- Stored rows -
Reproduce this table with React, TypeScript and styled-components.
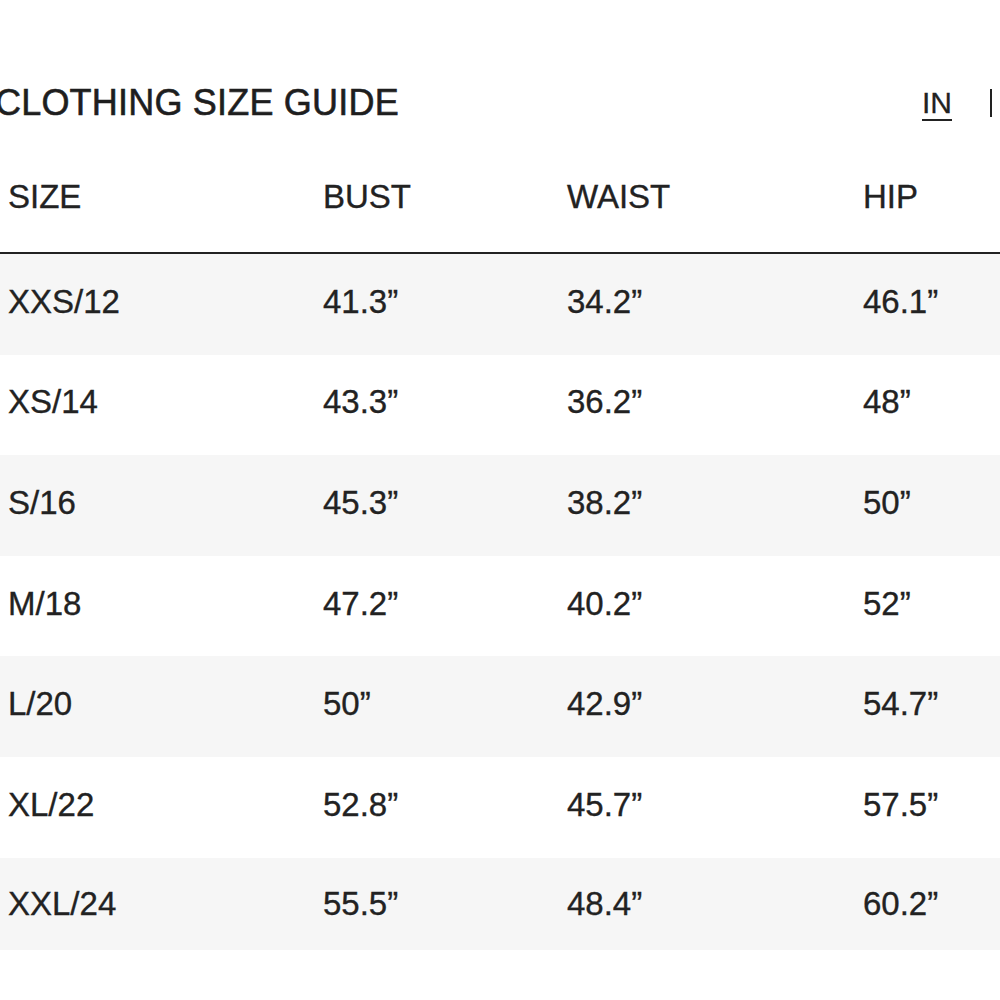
import React from "react";
import styled, { createGlobalStyle } from "styled-components";

const GlobalStyle = createGlobalStyle`
  html, body {
    margin: 0;
    padding: 0;
    background: #ffffff;
  }
  body {
    font-family: "Liberation Sans", Arial, sans-serif;
    color: #222222;
  }
`;

const Page = styled.div`
  width: 1000px;
  height: 1000px;
  overflow: hidden;
`;

const Header = styled.div`
  display: flex;
  align-items: center;
  justify-content: space-between;
  height: 46px;
  margin: 80px 0 0 -5px;
  white-space: nowrap;
`;

const Title = styled.h1`
  margin: 0;
  font-size: 36px;
  font-weight: 400;
  letter-spacing: 0.2px;
  color: #1e1e1e;
  -webkit-text-stroke: 0.6px #1e1e1e;
`;

const Units = styled.div`
  display: flex;
  align-items: center;
  gap: 38px;
  margin-right: 8px;
  font-size: 30px;
`;

const Unit = styled.span<{ $active?: boolean }>`
  text-decoration: ${(p) => (p.$active ? "underline" : "none")};
  text-underline-offset: 6px;
  text-decoration-thickness: 2px;
  color: #222;
  -webkit-text-stroke: 0.3px #222;
`;

const Divider = styled.span`
  width: 2px;
  height: 28px;
  background: #222;
`;

const Table = styled.div`
  margin-top: 20px;
  width: 1040px;
`;

const Row = styled.div<{ $head?: boolean; $shade?: boolean }>`
  display: grid;
  grid-template-columns: 315px 244px 296px 1fr;
  align-items: center;
  box-sizing: border-box;
  padding: ${(p) => (p.$head ? "0 0 4px 8px" : "0 0 5px 8px")};
  height: ${(p) => (p.$head ? "108px" : "100.6px")};
  background: ${(p) => (p.$shade ? "#f6f6f6" : "#ffffff")};
  border-bottom: ${(p) => (p.$head ? "2px solid #222" : "none")};
  font-size: 33px;
  -webkit-text-stroke: 0.35px #222;

  &:last-child {
    height: 92px;
    padding-bottom: 0;
  }
`;

const Cell = styled.div`
  white-space: nowrap;
`;

const rows = [
  ["XXS/12", "41.3”", "34.2”", "46.1”"],
  ["XS/14", "43.3”", "36.2”", "48”"],
  ["S/16", "45.3”", "38.2”", "50”"],
  ["M/18", "47.2”", "40.2”", "52”"],
  ["L/20", "50”", "42.9”", "54.7”"],
  ["XL/22", "52.8”", "45.7”", "57.5”"],
  ["XXL/24", "55.5”", "48.4”", "60.2”"],
];

const App = () => {
  return (
    <Page>
      <GlobalStyle />
      <Header>
        <Title>CLOTHING SIZE GUIDE</Title>
        <Units>
          <Unit $active>IN</Unit>
          <Divider />
        </Units>
      </Header>
      <Table>
        <Row $head>
          <Cell>SIZE</Cell>
          <Cell>BUST</Cell>
          <Cell>WAIST</Cell>
          <Cell>HIP</Cell>
        </Row>
        {rows.map((r, i) => (
          <Row key={r[0]} $shade={i % 2 === 0}>
            {r.map((c) => (
              <Cell key={c}>{c}</Cell>
            ))}
          </Row>
        ))}
      </Table>
    </Page>
  );
};

export default App;
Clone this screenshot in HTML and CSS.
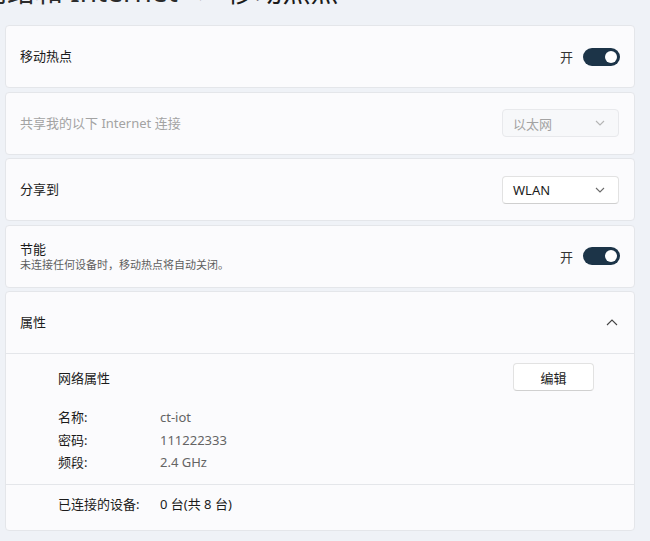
FILE: index.html
```html
<!DOCTYPE html>
<html>
<head>
  <title>移动热点</title>
  <link rel="stylesheet" href="styles.css">
</head>
<body>
  <div class="page">
    <h1 class="pageTitle">
      <span class="crumb">网络和 Internet</span>
      <span class="crumbSep">›</span>
      <span>移动热点</span>
    </h1>

    <div class="cardList">
      <div class="card">
        <div class="cardText">移动热点</div>
        <div class="toggleWrap">
          <span>开</span>
          <span class="toggle"><span class="knob"></span></span>
        </div>
      </div>

      <div class="card disabled">
        <div class="cardText">共享我的以下 Internet 连接</div>
        <div class="dropdown">
          <span>以太网</span>
          <svg width="10" height="6" viewBox="0 0 10 6"><path d="M1 1l4 4 4-4" fill="none" stroke="currentColor" stroke-width="1.1"/></svg>
        </div>
      </div>

      <div class="card">
        <div class="cardText">分享到</div>
        <div class="dropdown">
          <span>WLAN</span>
          <svg width="10" height="6" viewBox="0 0 10 6"><path d="M1 1l4 4 4-4" fill="none" stroke="currentColor" stroke-width="1.1"/></svg>
        </div>
      </div>

      <div class="card">
        <div class="cardText">
          <div>节能</div>
          <div class="cardSub">未连接任何设备时，移动热点将自动关闭。</div>
        </div>
        <div class="toggleWrap">
          <span>开</span>
          <span class="toggle"><span class="knob"></span></span>
        </div>
      </div>

      <div class="expander">
        <div class="expanderHead">
          <div class="cardText">属性</div>
          <svg width="12" height="7" viewBox="0 0 12 7"><path d="M1 6l5-5 5 5" fill="none" stroke="#444" stroke-width="1.1"/></svg>
        </div>
        <div class="expanderBody">
          <div class="propHead">
            <span>网络属性</span>
            <button class="editButton">编辑</button>
          </div>
          <div class="propGrid">
            <span>名称:</span><span class="propValue">ct-iot</span>
            <span>密码:</span><span class="propValue">111222333</span>
            <span>频段:</span><span class="propValue">2.4 GHz</span>
          </div>
        </div>
        <div class="expanderFoot">
          <div class="propGrid">
            <span>已连接的设备:</span><span>0 台(共 8 台)</span>
          </div>
        </div>
      </div>
    </div>
  </div>
</body>
</html>
```

FILE: styles.css
```css
body {
  margin: 0;
  overflow: hidden;
  background-color: #eff2f7;
  font-family: "Noto Sans", "Noto Sans CJK SC", sans-serif;
  font-size: 13px;
  color: #1b1b1b;
}

.page {
  padding: 0 15px 0 5px;
}

/* page is scrolled, only the bottom of the breadcrumb shows */
.pageTitle {
  display: flex;
  align-items: center;
  gap: 20px;
  margin: -23px 0 20px -26px;
  height: 28px;
  font-size: 28px;
  line-height: 28px;
  font-weight: 400;
  white-space: nowrap;
}

.crumb {
  color: #2b2b2b;
}

.crumbSep {
  color: #777;
}

.cardList {
  display: flex;
  flex-direction: column;
  gap: 3.5px;
}

.card {
  display: flex;
  align-items: center;
  justify-content: space-between;
  height: 63px;
  box-sizing: border-box;
  padding: 0 14px 0 14px;
  background-color: #fbfbfd;
  border: 1px solid #e4e6ea;
  border-radius: 4px;
}

.cardText {
  line-height: 17px;
}

.cardSub {
  font-size: 11px;
  line-height: 14px;
  color: #5e5e5e;
}

.card.disabled .cardText {
  color: #a3a3a3;
}

.toggleWrap {
  display: flex;
  align-items: center;
  gap: 10px;
  color: #333;
}

.toggle {
  display: flex;
  align-items: center;
  justify-content: flex-end;
  width: 37px;
  height: 18px;
  box-sizing: border-box;
  padding-right: 3px;
  border-radius: 9px;
  background-color: #1c3448;
}

.knob {
  width: 12px;
  height: 12px;
  border-radius: 50%;
  background-color: #fff;
}

.dropdown {
  display: flex;
  align-items: center;
  justify-content: space-between;
  width: 117px;
  height: 28px;
  box-sizing: border-box;
  margin-right: 1px;
  padding: 0 13px 0 10px;
  background-color: #fff;
  border: 1px solid #e2e2e2;
  border-bottom-color: #cfcfcf;
  border-radius: 4px;
  color: #6b6b6b;
}

.dropdown span {
  color: #1b1b1b;
}

.card.disabled .dropdown {
  background-color: #f7f8fa;
  border-color: #e8e9ec;
  color: #b5b5b5;
}

.card.disabled .dropdown span {
  color: #a3a3a3;
}

.expander {
  background-color: #fbfbfd;
  border: 1px solid #e4e6ea;
  border-radius: 4px;
}

.expanderHead {
  display: flex;
  align-items: center;
  justify-content: space-between;
  height: 61px;
  padding: 0 16px 0 14px;
  border-bottom: 1px solid #e4e6ea;
}

.expanderBody {
  padding: 9px 40px 10px 52px;
  border-bottom: 1px solid #e4e6ea;
}

.propHead {
  display: flex;
  align-items: center;
  justify-content: space-between;
  margin-bottom: 15px;
}

.editButton {
  width: 81px;
  height: 28px;
  background-color: #fff;
  border: 1px solid #e2e2e2;
  border-bottom-color: #d0d0d0;
  border-radius: 4px;
  font-family: inherit;
  font-size: 13px;
  color: #1b1b1b;
}

.propGrid {
  display: grid;
  grid-template-columns: 102px 1fr;
  line-height: 22.5px;
}

.propValue {
  color: #646464;
}

.expanderFoot {
  padding: 8px 40px 15px 52px;
}
```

- Work to be completed -
Copy out every line where the word "components" occurs.

- Correct output -
Reproduce this table with React, TypeScript and styled-components.
import styled, { createGlobalStyle } from "styled-components";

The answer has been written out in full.